At 938 feet above sea level, Mount Davidson is the highest of San Francisco's hills. Located near the geographic center of the city, southwest of the crossroads of Portola Drive, O'Shaughnessy, and Laguna Honda Boulevards, it is accessible by the 36-bus line. Covered with trees planted by a Comstock Lode millionaire on the west and native plants on the east, it quietly remains an open space oasis in the midst of the densest city in California. Its rugged red rock outcroppings are made of melange terrane, 100-million-year-old radiolarian chert that once formed an ancient ocean floor. While not a famous tourist destination, the story of the city's highest point and the world's tallest cross at its summit reflect the major events that shaped San Francisco's history and reputation.
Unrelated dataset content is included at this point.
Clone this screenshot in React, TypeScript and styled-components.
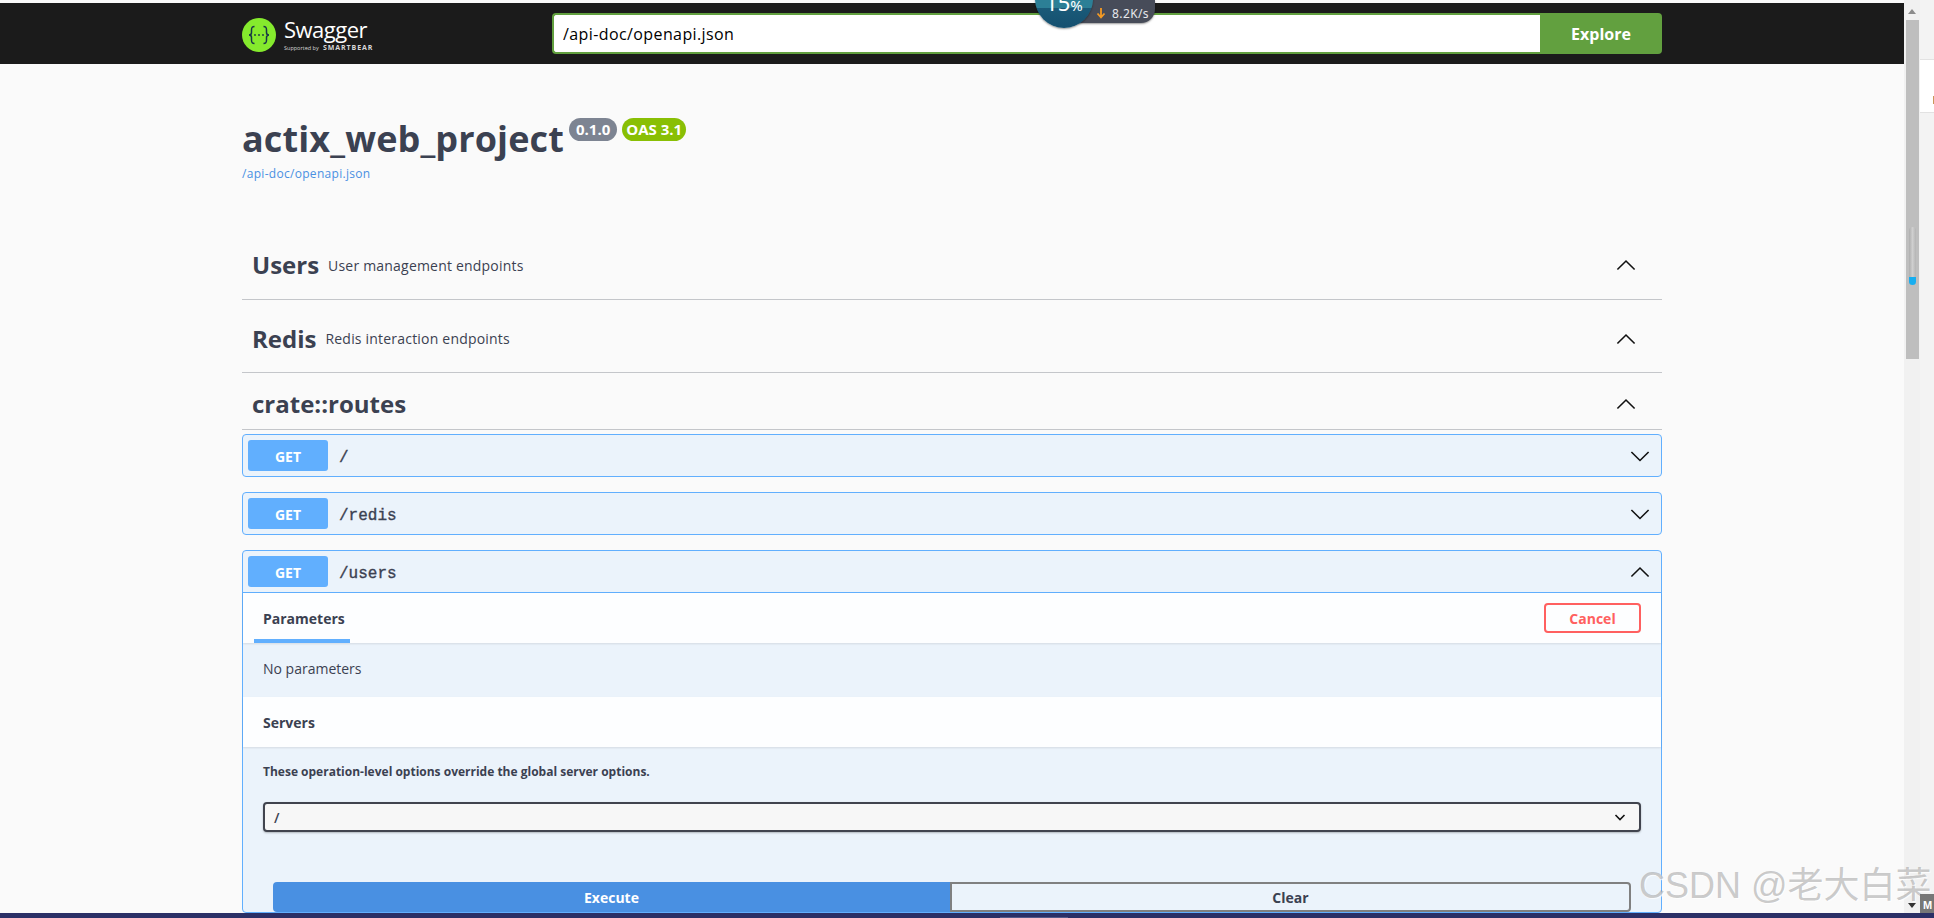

More than 30,000 attending Easter Sunrise Service in 1933
Photo courtesy of Glenn Gullmes
Click here for large image

The vibrant color of over seventy-five varieties of wildflowers led to the peak's original name of Blue Mountain when it was mapped in 1826 by British explorer Frederick Beechy. Many of those who held the city's highest office or made their fortune in the Gold Rush would seek ownership of the city's highest point. The first to do so was the last mayor or alcalde of Yerba Buena, Don Jose de Jesus Noe. He acquired it as part of a 4443-acre land grant called San Miguel Rancho, granted by the Mexican Governor Pio Pico in 1845. After California's statehood and discovery of gold, the validity of such land grants was questioned. Jose Yves Limatour, a French naval captain, presented papers purporting to have granted him the rancho two years before Noe, in 1843. U.S. Geodetic Coast Surveyor George Davidson, for whom the mountain was later named, gained public acclaim for his incorruptibility by proving that Limatour's claim was fraudulent in 1852. "California's First Farmer," James Horner, was then able to buy the rancho for a mere $200,000. He sold it to shipping millionaire and Mayor of San Francisco C.K. Garrison three years later.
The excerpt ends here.